REQUEST = Transcribe the full listing exactly, and drop every picture.

------------

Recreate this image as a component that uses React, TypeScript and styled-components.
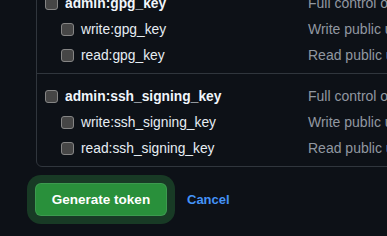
import React from 'react'
import styled, { createGlobalStyle } from 'styled-components'

interface Scope {
  name: string
  description: string
  sub?: boolean
}

const groups: Scope[][] = [
  [
    { name: 'admin:gpg_key', description: 'Full control of public user GPG keys' },
    { name: 'write:gpg_key', description: 'Write public user GPG keys', sub: true },
    { name: 'read:gpg_key', description: 'Read public user GPG keys', sub: true },
  ],
  [
    { name: 'admin:ssh_signing_key', description: 'Full control of public user SSH signing keys' },
    { name: 'write:ssh_signing_key', description: 'Write public user SSH signing keys', sub: true },
    { name: 'read:ssh_signing_key', description: 'Read public user SSH signing keys', sub: true },
  ],
]

const GlobalStyle = createGlobalStyle`
  html, body {
    margin: 0;
    padding: 0;
    background: #0d1117;
    overflow: hidden;
  }
  body {
    font-family: "Liberation Sans", Arial, sans-serif;
    font-size: 14px;
    color: #e6edf3;
  }
`

const Page = styled.div`
  width: 387px;
  height: 236px;
  padding-left: 36px;
  box-sizing: border-box;
  overflow: hidden;
`

const ScopeBox = styled.div`
  width: 640px;
  margin-top: -20px;
  border: 1px solid #30363d;
  border-radius: 6px;
`

const Group = styled.div`
  padding: 9px 0 5px;
  & + & {
    border-top: 1px solid #30363d;
  }
`

const Row = styled.label<{ $sub?: boolean }>`
  display: grid;
  grid-template-columns: ${({ $sub }) => ($sub ? '247px' : '263px')} 1fr;
  align-items: center;
  height: 26px;
  padding-left: ${({ $sub }) => ($sub ? '24px' : '8px')};
`

const Name = styled.span<{ $sub?: boolean }>`
  display: flex;
  align-items: center;
  gap: 7px;
  font-size: 13.8px;
  font-weight: ${({ $sub }) => ($sub ? 400 : 700)};
  color: ${({ $sub }) => ($sub ? '#e6edf3' : '#f0f6fc')};
  white-space: nowrap;
`

const Check = styled.input`
  appearance: none;
  margin: 0;
  width: 13px;
  height: 13px;
  border: 1px solid #858585;
  border-radius: 3px;
  background: #464646;
  box-sizing: border-box;
`

const Description = styled.span`
  color: #9198a1;
  white-space: nowrap;
`

const Actions = styled.div`
  display: flex;
  align-items: center;
  gap: 20px;
  margin-top: 16px;
`

const GenerateButton = styled.button`
  height: 33px;
  width: 132px;
  margin-left: -1px;
  border: 1px solid rgba(240, 246, 252, 0.1);
  border-radius: 6px;
  background: #29903b;
  color: #ffffff;
  font-family: "Liberation Sans", Arial, sans-serif;
  font-size: 13.5px;
  font-weight: 700;
  box-shadow: 0 0 0 8px #183a25;
`

const CancelLink = styled.a`
  color: #4493f8;
  font-weight: 700;
  font-size: 13px;
  text-decoration: none;
`

export default function App() {
  return (
    <Page>
      <GlobalStyle />
      <ScopeBox>
        {groups.map((group, i) => (
          <Group key={i}>
            {group.map((scope) => (
              <Row key={scope.name} $sub={scope.sub}>
                <Name $sub={scope.sub}>
                  <Check type="checkbox" />
                  {scope.name}
                </Name>
                <Description>{scope.description}</Description>
              </Row>
            ))}
          </Group>
        ))}
      </ScopeBox>
      <Actions>
        <GenerateButton>Generate token</GenerateButton>
        <CancelLink href="#">Cancel</CancelLink>
      </Actions>
    </Page>
  )
}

------------

THE OUTPUT =
Recreate this image as a component that uses React, TypeScript and styled-components.
import React from 'react'
import styled, { createGlobalStyle } from 'styled-components'

interface Scope {
  name: string
  description: string
  sub?: boolean
}

const groups: Scope[][] = [
  [
    { name: 'admin:gpg_key', description: 'Full control of public user GPG keys' },
    { name: 'write:gpg_key', description: 'Write public user GPG keys', sub: true },
    { name: 'read:gpg_key', description: 'Read public user GPG keys', sub: true },
  ],
  [
    { name: 'admin:ssh_signing_key', description: 'Full control of public user SSH signing keys' },
    { name: 'write:ssh_signing_key', description: 'Write public user SSH signing keys', sub: true },
    { name: 'read:ssh_signing_key', description: 'Read public user SSH signing keys', sub: true },
  ],
]

const GlobalStyle = createGlobalStyle`
  html, body {
    margin: 0;
    padding: 0;
    background: #0d1117;
    overflow: hidden;
  }
  body {
    font-family: "Liberation Sans", Arial, sans-serif;
    font-size: 14px;
    color: #e6edf3;
  }
`

const Page = styled.div`
  width: 387px;
  height: 236px;
  padding-left: 36px;
  box-sizing: border-box;
  overflow: hidden;
`

const ScopeBox = styled.div`
  width: 640px;
  margin-top: -20px;
  border: 1px solid #30363d;
  border-radius: 6px;
`

const Group = styled.div`
  padding: 9px 0 5px;
  & + & {
    border-top: 1px solid #30363d;
  }
`

const Row = styled.label<{ $sub?: boolean }>`
  display: grid;
  grid-template-columns: ${({ $sub }) => ($sub ? '247px' : '263px')} 1fr;
  align-items: center;
  height: 26px;
  padding-left: ${({ $sub }) => ($sub ? '24px' : '8px')};
`

const Name = styled.span<{ $sub?: boolean }>`
  display: flex;
  align-items: center;
  gap: 7px;
  font-size: 13.8px;
  font-weight: ${({ $sub }) => ($sub ? 400 : 700)};
  color: ${({ $sub }) => ($sub ? '#e6edf3' : '#f0f6fc')};
  white-space: nowrap;
`

const Check = styled.input`
  appearance: none;
  margin: 0;
  width: 13px;
  height: 13px;
  border: 1px solid #858585;
  border-radius: 3px;
  background: #464646;
  box-sizing: border-box;
`

const Description = styled.span`
  color: #9198a1;
  white-space: nowrap;
`

const Actions = styled.div`
  display: flex;
  align-items: center;
  gap: 20px;
  margin-top: 16px;
`

const GenerateButton = styled.button`
  height: 33px;
  width: 132px;
  margin-left: -1px;
  border: 1px solid rgba(240, 246, 252, 0.1);
  border-radius: 6px;
  background: #29903b;
  color: #ffffff;
  font-family: "Liberation Sans", Arial, sans-serif;
  font-size: 13.5px;
  font-weight: 700;
  box-shadow: 0 0 0 8px #183a25;
`

const CancelLink = styled.a`
  color: #4493f8;
  font-weight: 700;
  font-size: 13px;
  text-decoration: none;
`

export default function App() {
  return (
    <Page>
      <GlobalStyle />
      <ScopeBox>
        {groups.map((group, i) => (
          <Group key={i}>
            {group.map((scope) => (
              <Row key={scope.name} $sub={scope.sub}>
                <Name $sub={scope.sub}>
                  <Check type="checkbox" />
                  {scope.name}
                </Name>
                <Description>{scope.description}</Description>
              </Row>
            ))}
          </Group>
        ))}
      </ScopeBox>
      <Actions>
        <GenerateButton>Generate token</GenerateButton>
        <CancelLink href="#">Cancel</CancelLink>
      </Actions>
    </Page>
  )
}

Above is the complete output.